Many people find themselves in a financial pinch at some point in their lives. For those who contribute to their 401(k) plans, there could be a nice balance there that is tempting to access. It feels like a no brainer. You’re borrowing money from yourself and paying the interest to yourself instead of a bank. You also don’t have to go through the hassle of a credit application and won’t even have an inquiry on your credit. Where do I sign?
While it is a viable option in difficult situation, it is important to understand how it works. First and foremost, you have to make sure your plan allows for loans. Assuming it does, the maximum amount available to you is the lesser of 50% of your account balance or $50,000. Interest rates have come up in recent years, so the payments have gone up. Even though the payments are going to you, it is still worth noting that your take home pay will decrease. This puts you in the situation of thinking about cutting your contributions while you pay the loan back. Obviously, that will have a negative impact on the long-term growth of your account.
The maximum term is 5 years unless it is being used towards a residential purchase. In that case, it can go as long as 25 years. While this takes your payment down and can help you continue to contribute, there is one major risk to an extended term. If you leave your employer, the loan becomes a taxable distribution to you. Assuming you are under 59 ½, you’ll owe taxes and a 10% penalty on the balance unless you are able to pay it off. Some plans allow you to roll over a 401(k) loan, but that is not something you can bank on.

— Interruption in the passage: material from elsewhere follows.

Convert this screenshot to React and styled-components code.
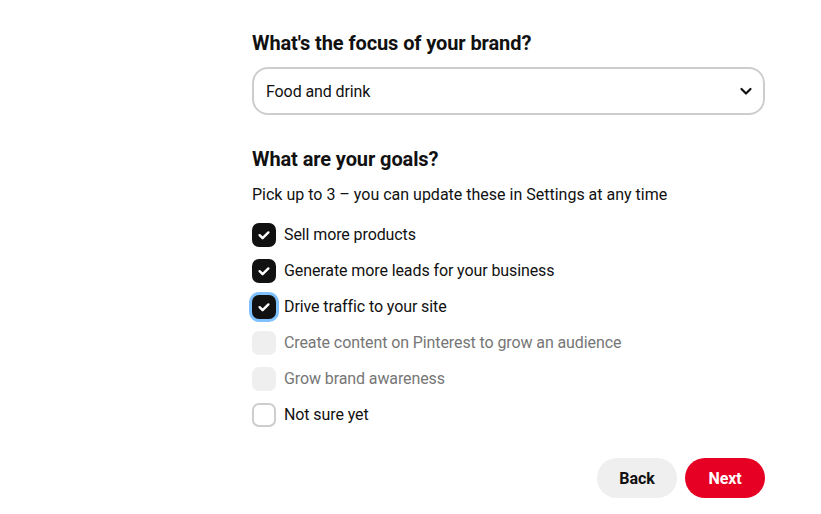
import { useState } from "react";
import styled, { createGlobalStyle } from "styled-components";

const GlobalStyle = createGlobalStyle`
  body {
    margin: 0;
    background: #fff;
    font-family: Roboto, "Helvetica Neue", Arial, sans-serif;
    color: #111;
    letter-spacing: -0.1px;
  }
`;

const Page = styled.div`
  padding: 31px 0 0 252px;
`;

const Form = styled.div`
  width: 513px;
  display: flex;
  flex-direction: column;
`;

const Heading = styled.h2`
  margin: 0 0 12px;
  font-size: 20px;
  line-height: 24px;
  font-weight: 700;
  color: #111;
`;

const Section = styled.div`
  display: flex;
  flex-direction: column;
  margin-top: ${(p) => p.$gap || 0}px;
`;

const SelectBox = styled.button`
  display: flex;
  align-items: center;
  justify-content: space-between;
  height: 48px;
  padding: 0 9px 0 12px;
  border: 2px solid #cdcdcd;
  border-radius: 16px;
  background: #fff;
  font-family: inherit;
  letter-spacing: inherit;
  font-size: 16px;
  color: #111;
  cursor: pointer;
`;

const Hint = styled.p`
  margin: 0 0 16px;
  font-size: 16px;
  line-height: 24px;
  letter-spacing: normal;
  color: #111;
`;

const Options = styled.div`
  display: flex;
  flex-direction: column;
  gap: 12px;
`;

const Option = styled.label`
  display: flex;
  align-items: center;
  gap: 8px;
  font-size: 16px;
  line-height: 24px;
  color: ${(p) => (p.$disabled ? "#767676" : "#111")};
  cursor: ${(p) => (p.$disabled ? "default" : "pointer")};
`;

const Box = styled.span`
  width: 24px;
  height: 24px;
  box-sizing: border-box;
  border-radius: 7px;
  display: flex;
  align-items: center;
  justify-content: center;
  flex-shrink: 0;
  background: ${(p) => (p.$checked ? "#111" : p.$disabled ? "#efefef" : "#fff")};
  border: ${(p) =>
    p.$checked || p.$disabled ? "none" : "2px solid #cdcdcd"};
  box-shadow: ${(p) => (p.$focus ? "0 0 0 3px #7fc1ff" : "none")};
`;

const Actions = styled.div`
  display: flex;
  justify-content: flex-end;
  gap: 8px;
  margin-top: 31px;
`;

const Button = styled.button`
  height: 40px;
  min-width: 80px;
  padding: 0 16px;
  border: none;
  border-radius: 20px;
  font-family: inherit;
  letter-spacing: inherit;
  font-size: 16px;
  font-weight: 700;
  background: ${(p) => (p.$primary ? "#e60023" : "#efefef")};
  color: ${(p) => (p.$primary ? "#fff" : "#111")};
  cursor: pointer;
`;

const Check = () => (
  <svg width="14" height="14" viewBox="0 0 14 14">
    <path
      d="M2.6 7.2l3 3L11.4 4.4"
      fill="none"
      stroke="#fff"
      strokeWidth="2.4"
      strokeLinecap="round"
      strokeLinejoin="round"
    />
  </svg>
);

const Chevron = () => (
  <svg width="16" height="16" viewBox="0 0 16 16">
    <path
      d="M3.5 6l4.5 4.5L12.5 6"
      fill="none"
      stroke="#111"
      strokeWidth="2.2"
      strokeLinecap="round"
      strokeLinejoin="round"
    />
  </svg>
);

const goals = [
  { label: "Sell more products", checked: true },
  { label: "Generate more leads for your business", checked: true },
  { label: "Drive traffic to your site", checked: true, focus: true },
  { label: "Create content on Pinterest to grow an audience", disabled: true },
  { label: "Grow brand awareness", disabled: true },
  { label: "Not sure yet" },
];

const App = () => {
  const [items] = useState(goals);

  return (
    <Page>
      <GlobalStyle />
      <Form>
        <Section>
          <Heading>What's the focus of your brand?</Heading>
          <SelectBox>
            <span>Food and drink</span>
            <Chevron />
          </SelectBox>
        </Section>

        <Section $gap={32}>
          <Heading>What are your goals?</Heading>
          <Hint>Pick up to 3 – you can update these in Settings at any time</Hint>
          <Options>
            {items.map((g) => (
              <Option key={g.label} $disabled={g.disabled}>
                <Box $checked={g.checked} $disabled={g.disabled} $focus={g.focus}>
                  {g.checked && <Check />}
                </Box>
                {g.label}
              </Option>
            ))}
          </Options>
        </Section>

        <Actions>
          <Button>Back</Button>
          <Button $primary>Next</Button>
        </Actions>
      </Form>
    </Page>
  );
};

export default App;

The final concern that doesn’t always come up is that the loan is paid back with after tax dollars. The is more impactful to your take home pay than pre-tax 401(k) contributions. Furthermore, your after-tax dollars will be taxed again when you take the money out of your 401(k) after retirement. Depending on your tax rate, it may still be more cost effective than taking a loan from a bank, but it is something to be aware of.
Juggling the short term vs. the long term is difficult at times, especially when something unexpected happens in your life. The purpose of this article is to help you make an informed decision if you are considering a 401(k) loan. It is not to scare you away from it. If you are in need of some money and it can help you relieve some financial stress in your life, that is why the option is there. As always, we would encourage you to discuss your situation with a professional before making any major financial decisions.